Aunque ha negado sistemáticamente su implicación en la masacre
de Nueva York y Washington, el multimillonario saudí Osama bin
Laden no ha podido refrenar la tentación de llamar a la Guerra
Santa a afganos y paquistaníes contra el mundo occidental. El
llamamiento no tiene desperdicio y no hace más que confirmar el
grado de locura que padece este sujeto, paradójicamente preparado y
aupado, en otro tiempo, en su carrera de gloria y poder por la CIA
norteamericana.
Bin Laden califica de «fuerzas infieles» a los Estados Unidos,
añadiendo el necesario elemento religioso que empuje a los
radicales islámicos a una guerra sin sentido que tienen perdida de
antemano. Pero no se queda ahí. «Estamos firmes en el camino de la
Yihad por la gracia de Dios e inspirados por su Profeta», dice y
añade: «Que la paz esté con el Profeta y con el heroico pueblo de
Afganistán». Quizás este individuo no se ha parado un momento a
mirar la realidad de ese pueblo al que alude, obligado a lanzarse
en tropel "con cuatro enseres a cuestas" hacia una frontera que tal
vez suponga su salvación. Porque lo que hemos podido ver en
televisión no es más que un país desolado, miserable, derrotado y
lúgubre.
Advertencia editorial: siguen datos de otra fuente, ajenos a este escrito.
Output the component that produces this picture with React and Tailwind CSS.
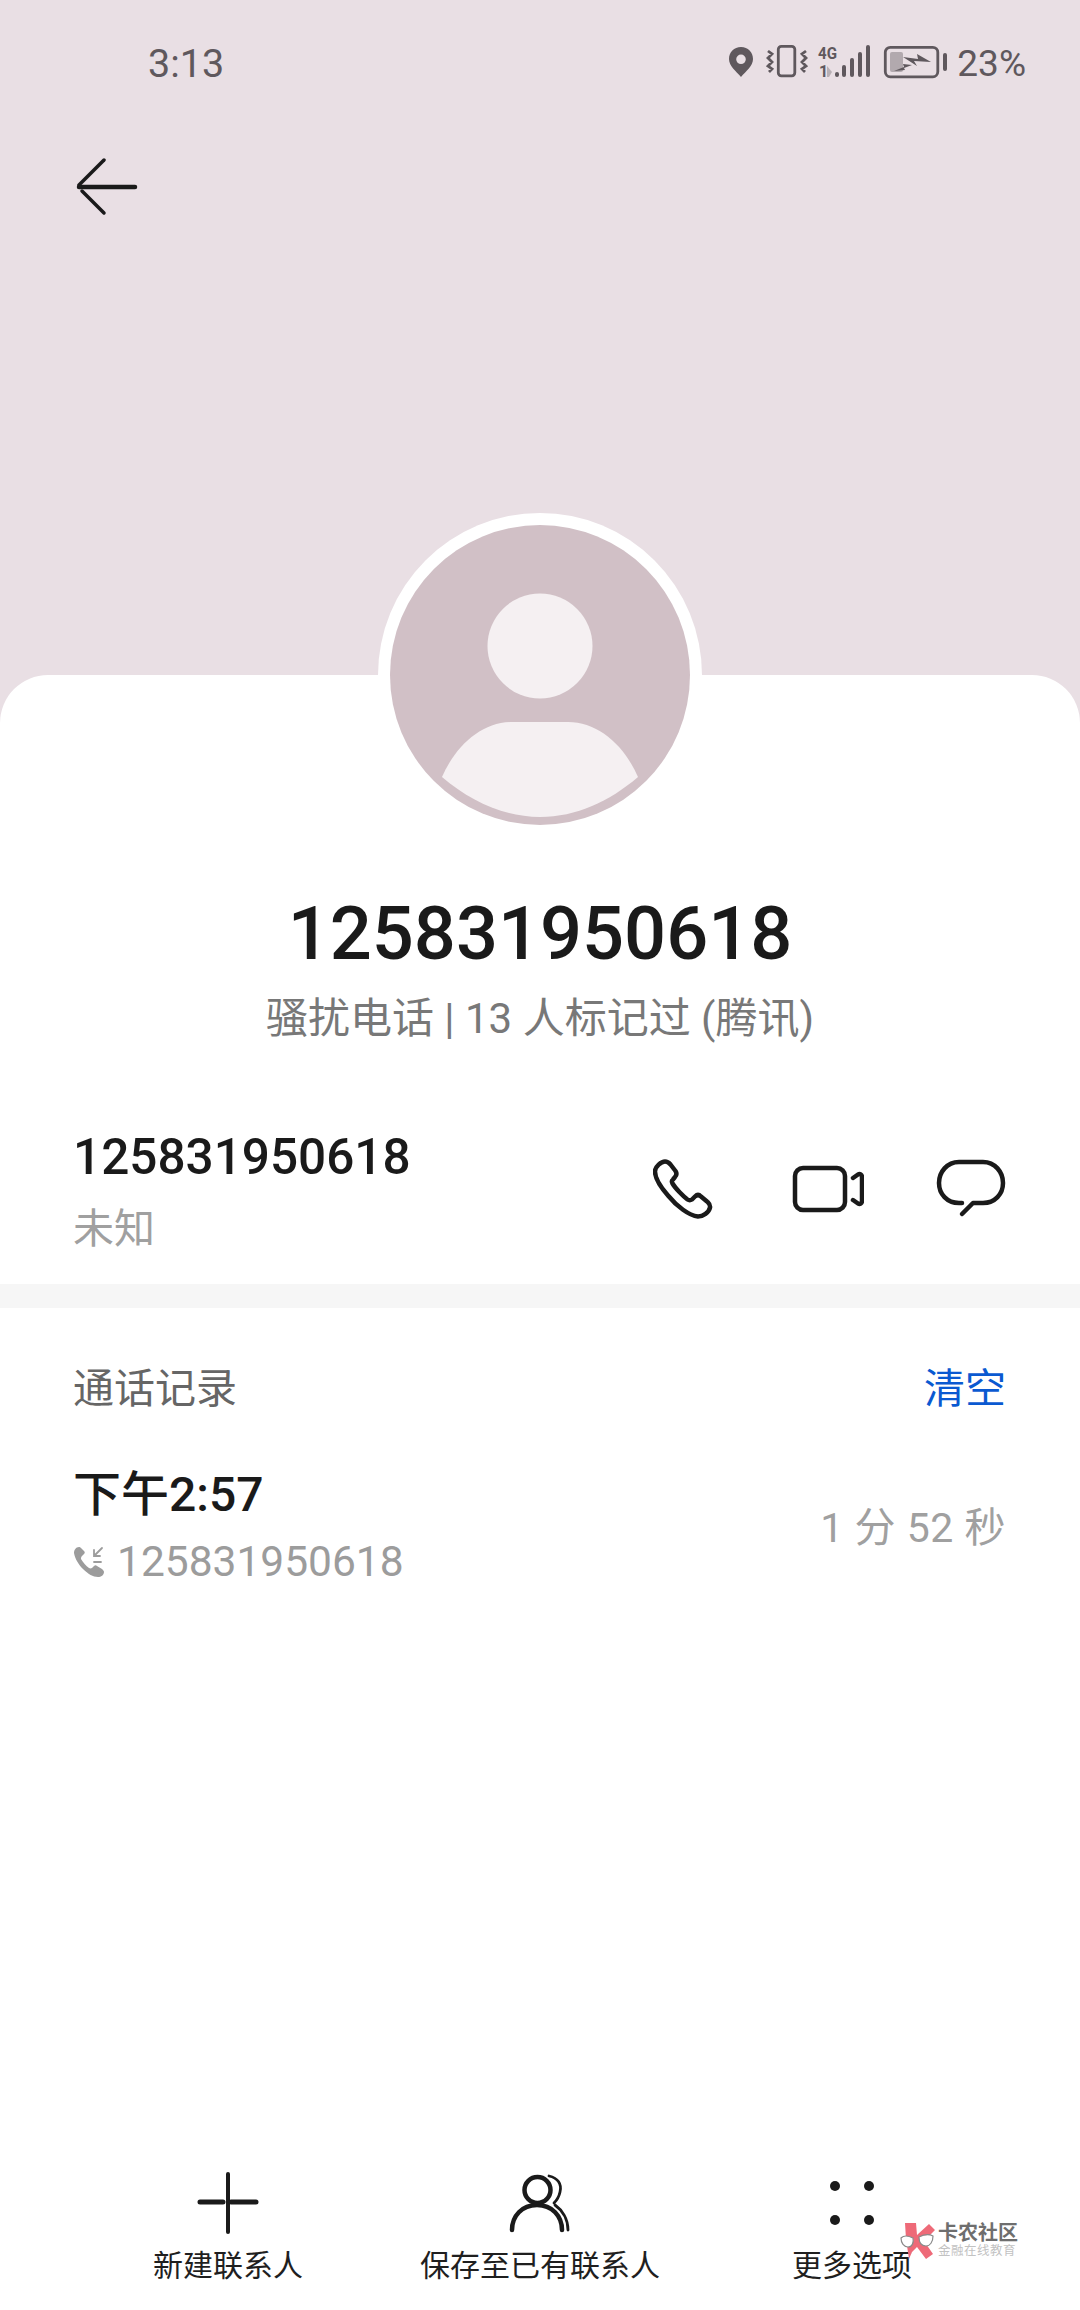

Esa es la alternativa de paz que proponen los integristas,
la paz del cementerio, con una oposición debilitada al extremo, con
una población humillada y degradada, con una nación hundida en la
pobreza.
Ojalá la fuerza de la palabra, del diálogo y de la negociación
pueda llevar a buen puerto esta crisis, pero si no es así, lo único
que Bin Laden y sus secuaces van a conseguir es aplastar aún más un
país que ya no es ni la sombra de lo que un día fue y enviar a
fosas comunes a miles de exaltados que darán su vida por un
fanatismo que sólo conduce al desastre.